Objective: Reproduce the material word for word; the images stay out.

Collected data:
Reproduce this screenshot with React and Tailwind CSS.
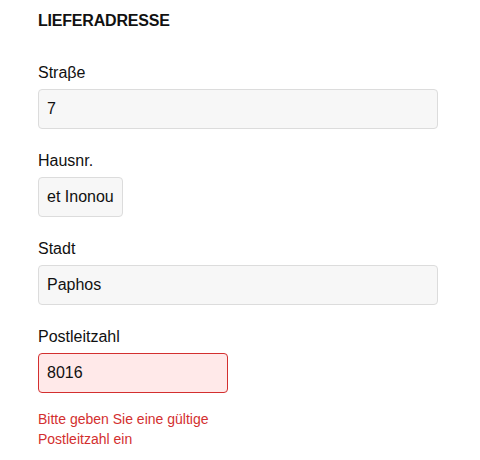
export default function App() {
  const font = { fontFamily: '"Liberation Sans", Arial, sans-serif' };
  const inputCls =
    "h-10 rounded-[4px] border border-[#dcdcdc] bg-[#f7f7f7] px-[8px] text-[16px] text-[#111] outline-none";
  return (
    <div className="w-[480px] h-[460px] bg-white pl-[38px] pt-[9px] text-[#111]" style={font}>
      <h2 className="text-[16px] leading-6 font-bold tracking-[-0.2px]">LIEFERADRESSE</h2>
      <div className="mt-[28px] flex flex-col gap-[20px]">
        <div className="flex flex-col gap-1">
          <label className="text-[16px] leading-6">Straβe</label>
          <input className={inputCls + " w-[400px]"} defaultValue="7" />
        </div>
        <div className="flex flex-col gap-1">
          <label className="text-[16px] leading-6">Hausnr.</label>
          <input className={inputCls + " w-[85px]"} defaultValue="et Inonou" />
        </div>
        <div className="flex flex-col gap-1">
          <label className="text-[16px] leading-6">Stadt</label>
          <input className={inputCls + " w-[400px]"} defaultValue="Paphos" />
        </div>
        <div className="flex flex-col gap-1">
          <label className="text-[16px] leading-6">Postleitzahl</label>
          <input
            className="h-10 w-[190px] rounded-[4px] border border-[#d32f2f] bg-[#ffe9e9] px-[8px] text-[16px] text-[#111] outline-none"
            defaultValue="8016"
          />
          <p className="mt-[12px] w-[190px] text-[14px] leading-[20px] text-[#d32f2f]">
            Bitte geben Sie eine gültige Postleitzahl ein
          </p>
        </div>
      </div>
    </div>
  );
}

Result of this task:
Reproduce this screenshot with React and Tailwind CSS.
export default function App() {
  const font = { fontFamily: '"Liberation Sans", Arial, sans-serif' };
  const inputCls =
    "h-10 rounded-[4px] border border-[#dcdcdc] bg-[#f7f7f7] px-[8px] text-[16px] text-[#111] outline-none";
  return (
    <div className="w-[480px] h-[460px] bg-white pl-[38px] pt-[9px] text-[#111]" style={font}>
      <h2 className="text-[16px] leading-6 font-bold tracking-[-0.2px]">LIEFERADRESSE</h2>
      <div className="mt-[28px] flex flex-col gap-[20px]">
        <div className="flex flex-col gap-1">
          <label className="text-[16px] leading-6">Straβe</label>
          <input className={inputCls + " w-[400px]"} defaultValue="7" />
        </div>
        <div className="flex flex-col gap-1">
          <label className="text-[16px] leading-6">Hausnr.</label>
          <input className={inputCls + " w-[85px]"} defaultValue="et Inonou" />
        </div>
        <div className="flex flex-col gap-1">
          <label className="text-[16px] leading-6">Stadt</label>
          <input className={inputCls + " w-[400px]"} defaultValue="Paphos" />
        </div>
        <div className="flex flex-col gap-1">
          <label className="text-[16px] leading-6">Postleitzahl</label>
          <input
            className="h-10 w-[190px] rounded-[4px] border border-[#d32f2f] bg-[#ffe9e9] px-[8px] text-[16px] text-[#111] outline-none"
            defaultValue="8016"
          />
          <p className="mt-[12px] w-[190px] text-[14px] leading-[20px] text-[#d32f2f]">
            Bitte geben Sie eine gültige Postleitzahl ein
          </p>
        </div>
      </div>
    </div>
  );
}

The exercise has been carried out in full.